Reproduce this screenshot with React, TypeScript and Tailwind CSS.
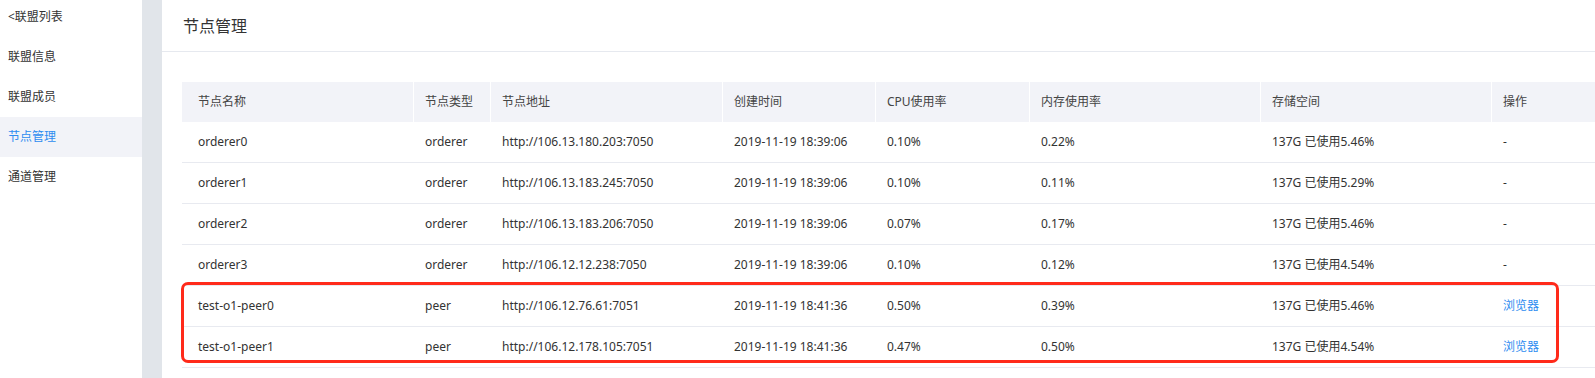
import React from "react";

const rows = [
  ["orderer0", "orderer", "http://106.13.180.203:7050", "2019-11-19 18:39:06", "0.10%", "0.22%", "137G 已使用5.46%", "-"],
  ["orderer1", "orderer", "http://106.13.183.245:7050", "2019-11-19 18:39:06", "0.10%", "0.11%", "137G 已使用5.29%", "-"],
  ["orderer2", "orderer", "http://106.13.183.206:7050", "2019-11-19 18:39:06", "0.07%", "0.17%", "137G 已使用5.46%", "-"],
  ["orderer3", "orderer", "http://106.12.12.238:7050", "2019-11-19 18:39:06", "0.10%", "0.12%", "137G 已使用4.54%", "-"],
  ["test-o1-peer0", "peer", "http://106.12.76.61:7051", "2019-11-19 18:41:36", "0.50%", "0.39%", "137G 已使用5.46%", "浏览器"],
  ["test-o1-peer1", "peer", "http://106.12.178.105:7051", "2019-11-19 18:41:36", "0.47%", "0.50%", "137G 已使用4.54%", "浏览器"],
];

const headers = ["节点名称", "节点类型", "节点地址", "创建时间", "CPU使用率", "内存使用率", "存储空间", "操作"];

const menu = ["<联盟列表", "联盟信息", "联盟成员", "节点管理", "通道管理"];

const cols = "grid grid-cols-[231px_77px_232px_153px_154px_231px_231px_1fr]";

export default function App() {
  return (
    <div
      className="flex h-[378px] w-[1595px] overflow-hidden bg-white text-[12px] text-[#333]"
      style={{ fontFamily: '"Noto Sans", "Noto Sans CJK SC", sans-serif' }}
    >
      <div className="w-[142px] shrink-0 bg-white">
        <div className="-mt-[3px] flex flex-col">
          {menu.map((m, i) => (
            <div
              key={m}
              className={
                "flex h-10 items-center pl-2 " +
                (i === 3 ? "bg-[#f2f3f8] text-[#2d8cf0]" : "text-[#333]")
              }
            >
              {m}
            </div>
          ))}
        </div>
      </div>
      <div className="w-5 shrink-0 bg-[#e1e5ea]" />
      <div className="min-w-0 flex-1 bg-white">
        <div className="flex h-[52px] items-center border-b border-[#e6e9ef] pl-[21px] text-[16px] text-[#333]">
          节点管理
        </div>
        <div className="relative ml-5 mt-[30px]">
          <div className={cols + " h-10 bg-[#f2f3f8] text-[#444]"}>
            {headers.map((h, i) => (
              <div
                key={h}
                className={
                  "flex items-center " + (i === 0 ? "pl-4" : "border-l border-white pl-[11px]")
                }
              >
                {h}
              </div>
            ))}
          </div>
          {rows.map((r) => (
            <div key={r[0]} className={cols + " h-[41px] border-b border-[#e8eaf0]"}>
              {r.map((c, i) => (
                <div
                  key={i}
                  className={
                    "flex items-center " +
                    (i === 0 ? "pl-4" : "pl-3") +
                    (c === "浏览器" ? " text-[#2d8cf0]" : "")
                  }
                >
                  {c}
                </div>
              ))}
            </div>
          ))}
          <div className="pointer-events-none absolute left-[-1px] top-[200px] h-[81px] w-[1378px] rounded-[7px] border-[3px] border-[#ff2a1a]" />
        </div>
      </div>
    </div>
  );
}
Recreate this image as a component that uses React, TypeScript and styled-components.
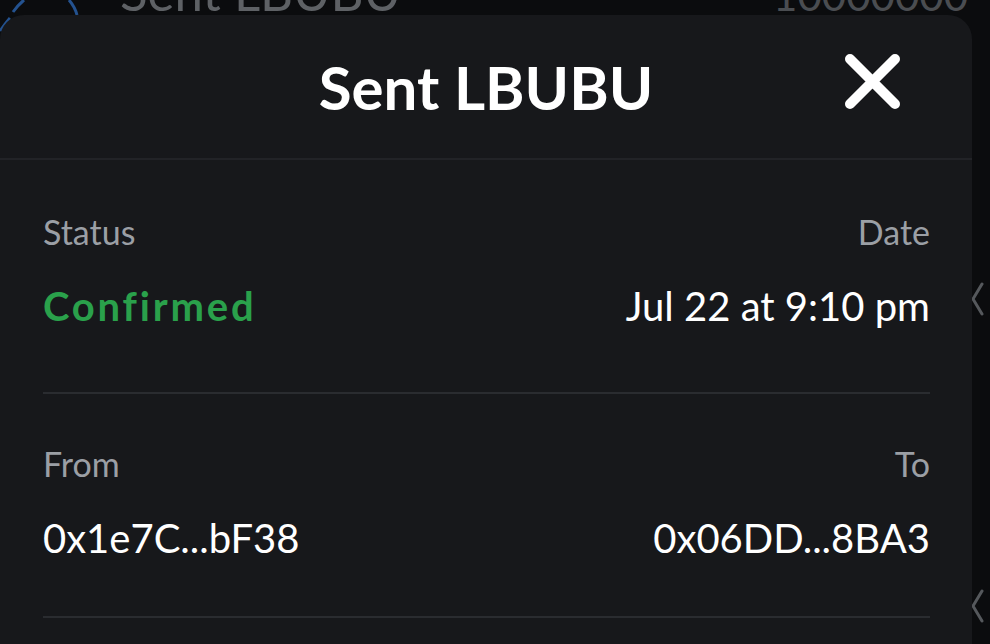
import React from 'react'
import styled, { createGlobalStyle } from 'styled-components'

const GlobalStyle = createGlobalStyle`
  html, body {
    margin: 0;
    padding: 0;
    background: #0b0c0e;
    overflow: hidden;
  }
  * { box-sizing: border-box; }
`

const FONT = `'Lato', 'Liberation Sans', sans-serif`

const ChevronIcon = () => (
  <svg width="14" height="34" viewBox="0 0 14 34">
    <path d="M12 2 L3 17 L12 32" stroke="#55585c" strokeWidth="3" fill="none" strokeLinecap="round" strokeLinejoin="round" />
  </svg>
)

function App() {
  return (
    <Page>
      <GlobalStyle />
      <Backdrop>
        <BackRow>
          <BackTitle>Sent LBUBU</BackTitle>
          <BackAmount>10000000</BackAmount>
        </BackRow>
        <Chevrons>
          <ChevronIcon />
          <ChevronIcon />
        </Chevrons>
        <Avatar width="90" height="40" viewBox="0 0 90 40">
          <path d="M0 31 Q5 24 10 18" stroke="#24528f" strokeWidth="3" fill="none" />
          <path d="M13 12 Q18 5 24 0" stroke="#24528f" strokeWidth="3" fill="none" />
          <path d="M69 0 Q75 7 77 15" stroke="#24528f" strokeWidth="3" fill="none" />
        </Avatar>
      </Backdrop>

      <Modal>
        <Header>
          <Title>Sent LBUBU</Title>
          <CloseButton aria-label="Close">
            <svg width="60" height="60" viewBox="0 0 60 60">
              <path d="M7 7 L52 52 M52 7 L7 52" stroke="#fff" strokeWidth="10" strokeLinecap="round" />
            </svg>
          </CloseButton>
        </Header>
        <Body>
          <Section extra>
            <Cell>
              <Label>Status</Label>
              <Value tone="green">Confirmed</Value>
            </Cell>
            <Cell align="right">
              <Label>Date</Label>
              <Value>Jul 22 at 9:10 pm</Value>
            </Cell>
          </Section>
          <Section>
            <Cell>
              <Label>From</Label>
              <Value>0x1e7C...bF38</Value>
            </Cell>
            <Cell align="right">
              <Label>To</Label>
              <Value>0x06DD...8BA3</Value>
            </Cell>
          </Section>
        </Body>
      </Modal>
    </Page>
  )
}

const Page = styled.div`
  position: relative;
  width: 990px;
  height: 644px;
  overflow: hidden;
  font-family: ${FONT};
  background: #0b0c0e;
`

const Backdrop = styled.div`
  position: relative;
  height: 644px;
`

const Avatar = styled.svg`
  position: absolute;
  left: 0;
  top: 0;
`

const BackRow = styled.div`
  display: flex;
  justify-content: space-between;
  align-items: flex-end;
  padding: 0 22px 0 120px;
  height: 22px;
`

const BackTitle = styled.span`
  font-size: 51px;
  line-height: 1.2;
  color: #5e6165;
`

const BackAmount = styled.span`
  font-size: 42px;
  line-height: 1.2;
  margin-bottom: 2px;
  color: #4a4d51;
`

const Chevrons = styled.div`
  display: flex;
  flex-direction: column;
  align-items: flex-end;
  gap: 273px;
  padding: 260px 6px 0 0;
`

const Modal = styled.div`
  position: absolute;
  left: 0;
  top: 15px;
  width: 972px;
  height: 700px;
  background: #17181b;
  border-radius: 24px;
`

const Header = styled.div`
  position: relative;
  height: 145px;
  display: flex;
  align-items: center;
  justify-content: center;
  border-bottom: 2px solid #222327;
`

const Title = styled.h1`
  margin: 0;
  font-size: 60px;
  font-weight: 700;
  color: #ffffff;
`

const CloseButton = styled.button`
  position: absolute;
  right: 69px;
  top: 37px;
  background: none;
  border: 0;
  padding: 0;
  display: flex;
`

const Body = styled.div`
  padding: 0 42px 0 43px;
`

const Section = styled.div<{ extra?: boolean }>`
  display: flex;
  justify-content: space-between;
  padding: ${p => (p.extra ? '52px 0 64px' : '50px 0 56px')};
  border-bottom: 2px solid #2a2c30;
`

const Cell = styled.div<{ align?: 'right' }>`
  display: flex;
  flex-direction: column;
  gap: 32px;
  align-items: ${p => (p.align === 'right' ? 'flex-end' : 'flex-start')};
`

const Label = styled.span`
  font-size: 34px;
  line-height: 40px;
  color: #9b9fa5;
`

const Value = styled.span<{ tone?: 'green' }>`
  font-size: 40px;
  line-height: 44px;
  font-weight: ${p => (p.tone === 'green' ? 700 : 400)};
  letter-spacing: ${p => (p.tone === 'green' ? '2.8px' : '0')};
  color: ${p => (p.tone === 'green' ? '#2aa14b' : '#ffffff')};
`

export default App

####

*Required task*
Write out the listing above again, exactly, but with no pictures in the copy.

*Task response*
Reproduce this screenshot with React, TypeScript and Tailwind CSS.
import React from "react";

const rows = [
  ["orderer0", "orderer", "http://106.13.180.203:7050", "2019-11-19 18:39:06", "0.10%", "0.22%", "137G 已使用5.46%", "-"],
  ["orderer1", "orderer", "http://106.13.183.245:7050", "2019-11-19 18:39:06", "0.10%", "0.11%", "137G 已使用5.29%", "-"],
  ["orderer2", "orderer", "http://106.13.183.206:7050", "2019-11-19 18:39:06", "0.07%", "0.17%", "137G 已使用5.46%", "-"],
  ["orderer3", "orderer", "http://106.12.12.238:7050", "2019-11-19 18:39:06", "0.10%", "0.12%", "137G 已使用4.54%", "-"],
  ["test-o1-peer0", "peer", "http://106.12.76.61:7051", "2019-11-19 18:41:36", "0.50%", "0.39%", "137G 已使用5.46%", "浏览器"],
  ["test-o1-peer1", "peer", "http://106.12.178.105:7051", "2019-11-19 18:41:36", "0.47%", "0.50%", "137G 已使用4.54%", "浏览器"],
];

const headers = ["节点名称", "节点类型", "节点地址", "创建时间", "CPU使用率", "内存使用率", "存储空间", "操作"];

const menu = ["<联盟列表", "联盟信息", "联盟成员", "节点管理", "通道管理"];

const cols = "grid grid-cols-[231px_77px_232px_153px_154px_231px_231px_1fr]";

export default function App() {
  return (
    <div
      className="flex h-[378px] w-[1595px] overflow-hidden bg-white text-[12px] text-[#333]"
      style={{ fontFamily: '"Noto Sans", "Noto Sans CJK SC", sans-serif' }}
    >
      <div className="w-[142px] shrink-0 bg-white">
        <div className="-mt-[3px] flex flex-col">
          {menu.map((m, i) => (
            <div
              key={m}
              className={
                "flex h-10 items-center pl-2 " +
                (i === 3 ? "bg-[#f2f3f8] text-[#2d8cf0]" : "text-[#333]")
              }
            >
              {m}
            </div>
          ))}
        </div>
      </div>
      <div className="w-5 shrink-0 bg-[#e1e5ea]" />
      <div className="min-w-0 flex-1 bg-white">
        <div className="flex h-[52px] items-center border-b border-[#e6e9ef] pl-[21px] text-[16px] text-[#333]">
          节点管理
        </div>
        <div className="relative ml-5 mt-[30px]">
          <div className={cols + " h-10 bg-[#f2f3f8] text-[#444]"}>
            {headers.map((h, i) => (
              <div
                key={h}
                className={
                  "flex items-center " + (i === 0 ? "pl-4" : "border-l border-white pl-[11px]")
                }
              >
                {h}
              </div>
            ))}
          </div>
          {rows.map((r) => (
            <div key={r[0]} className={cols + " h-[41px] border-b border-[#e8eaf0]"}>
              {r.map((c, i) => (
                <div
                  key={i}
                  className={
                    "flex items-center " +
                    (i === 0 ? "pl-4" : "pl-3") +
                    (c === "浏览器" ? " text-[#2d8cf0]" : "")
                  }
                >
                  {c}
                </div>
              ))}
            </div>
          ))}
          <div className="pointer-events-none absolute left-[-1px] top-[200px] h-[81px] w-[1378px] rounded-[7px] border-[3px] border-[#ff2a1a]" />
        </div>
      </div>
    </div>
  );
}
Recreate this image as a component that uses React, TypeScript and styled-components.
import React from 'react'
import styled, { createGlobalStyle } from 'styled-components'

const GlobalStyle = createGlobalStyle`
  html, body {
    margin: 0;
    padding: 0;
    background: #0b0c0e;
    overflow: hidden;
  }
  * { box-sizing: border-box; }
`

const FONT = `'Lato', 'Liberation Sans', sans-serif`

const ChevronIcon = () => (
  <svg width="14" height="34" viewBox="0 0 14 34">
    <path d="M12 2 L3 17 L12 32" stroke="#55585c" strokeWidth="3" fill="none" strokeLinecap="round" strokeLinejoin="round" />
  </svg>
)

function App() {
  return (
    <Page>
      <GlobalStyle />
      <Backdrop>
        <BackRow>
          <BackTitle>Sent LBUBU</BackTitle>
          <BackAmount>10000000</BackAmount>
        </BackRow>
        <Chevrons>
          <ChevronIcon />
          <ChevronIcon />
        </Chevrons>
        <Avatar width="90" height="40" viewBox="0 0 90 40">
          <path d="M0 31 Q5 24 10 18" stroke="#24528f" strokeWidth="3" fill="none" />
          <path d="M13 12 Q18 5 24 0" stroke="#24528f" strokeWidth="3" fill="none" />
          <path d="M69 0 Q75 7 77 15" stroke="#24528f" strokeWidth="3" fill="none" />
        </Avatar>
      </Backdrop>

      <Modal>
        <Header>
          <Title>Sent LBUBU</Title>
          <CloseButton aria-label="Close">
            <svg width="60" height="60" viewBox="0 0 60 60">
              <path d="M7 7 L52 52 M52 7 L7 52" stroke="#fff" strokeWidth="10" strokeLinecap="round" />
            </svg>
          </CloseButton>
        </Header>
        <Body>
          <Section extra>
            <Cell>
              <Label>Status</Label>
              <Value tone="green">Confirmed</Value>
            </Cell>
            <Cell align="right">
              <Label>Date</Label>
              <Value>Jul 22 at 9:10 pm</Value>
            </Cell>
          </Section>
          <Section>
            <Cell>
              <Label>From</Label>
              <Value>0x1e7C...bF38</Value>
            </Cell>
            <Cell align="right">
              <Label>To</Label>
              <Value>0x06DD...8BA3</Value>
            </Cell>
          </Section>
        </Body>
      </Modal>
    </Page>
  )
}

const Page = styled.div`
  position: relative;
  width: 990px;
  height: 644px;
  overflow: hidden;
  font-family: ${FONT};
  background: #0b0c0e;
`

const Backdrop = styled.div`
  position: relative;
  height: 644px;
`

const Avatar = styled.svg`
  position: absolute;
  left: 0;
  top: 0;
`

const BackRow = styled.div`
  display: flex;
  justify-content: space-between;
  align-items: flex-end;
  padding: 0 22px 0 120px;
  height: 22px;
`

const BackTitle = styled.span`
  font-size: 51px;
  line-height: 1.2;
  color: #5e6165;
`

const BackAmount = styled.span`
  font-size: 42px;
  line-height: 1.2;
  margin-bottom: 2px;
  color: #4a4d51;
`

const Chevrons = styled.div`
  display: flex;
  flex-direction: column;
  align-items: flex-end;
  gap: 273px;
  padding: 260px 6px 0 0;
`

const Modal = styled.div`
  position: absolute;
  left: 0;
  top: 15px;
  width: 972px;
  height: 700px;
  background: #17181b;
  border-radius: 24px;
`

const Header = styled.div`
  position: relative;
  height: 145px;
  display: flex;
  align-items: center;
  justify-content: center;
  border-bottom: 2px solid #222327;
`

const Title = styled.h1`
  margin: 0;
  font-size: 60px;
  font-weight: 700;
  color: #ffffff;
`

const CloseButton = styled.button`
  position: absolute;
  right: 69px;
  top: 37px;
  background: none;
  border: 0;
  padding: 0;
  display: flex;
`

const Body = styled.div`
  padding: 0 42px 0 43px;
`

const Section = styled.div<{ extra?: boolean }>`
  display: flex;
  justify-content: space-between;
  padding: ${p => (p.extra ? '52px 0 64px' : '50px 0 56px')};
  border-bottom: 2px solid #2a2c30;
`

const Cell = styled.div<{ align?: 'right' }>`
  display: flex;
  flex-direction: column;
  gap: 32px;
  align-items: ${p => (p.align === 'right' ? 'flex-end' : 'flex-start')};
`

const Label = styled.span`
  font-size: 34px;
  line-height: 40px;
  color: #9b9fa5;
`

const Value = styled.span<{ tone?: 'green' }>`
  font-size: 40px;
  line-height: 44px;
  font-weight: ${p => (p.tone === 'green' ? 700 : 400)};
  letter-spacing: ${p => (p.tone === 'green' ? '2.8px' : '0')};
  color: ${p => (p.tone === 'green' ? '#2aa14b' : '#ffffff')};
`

export default App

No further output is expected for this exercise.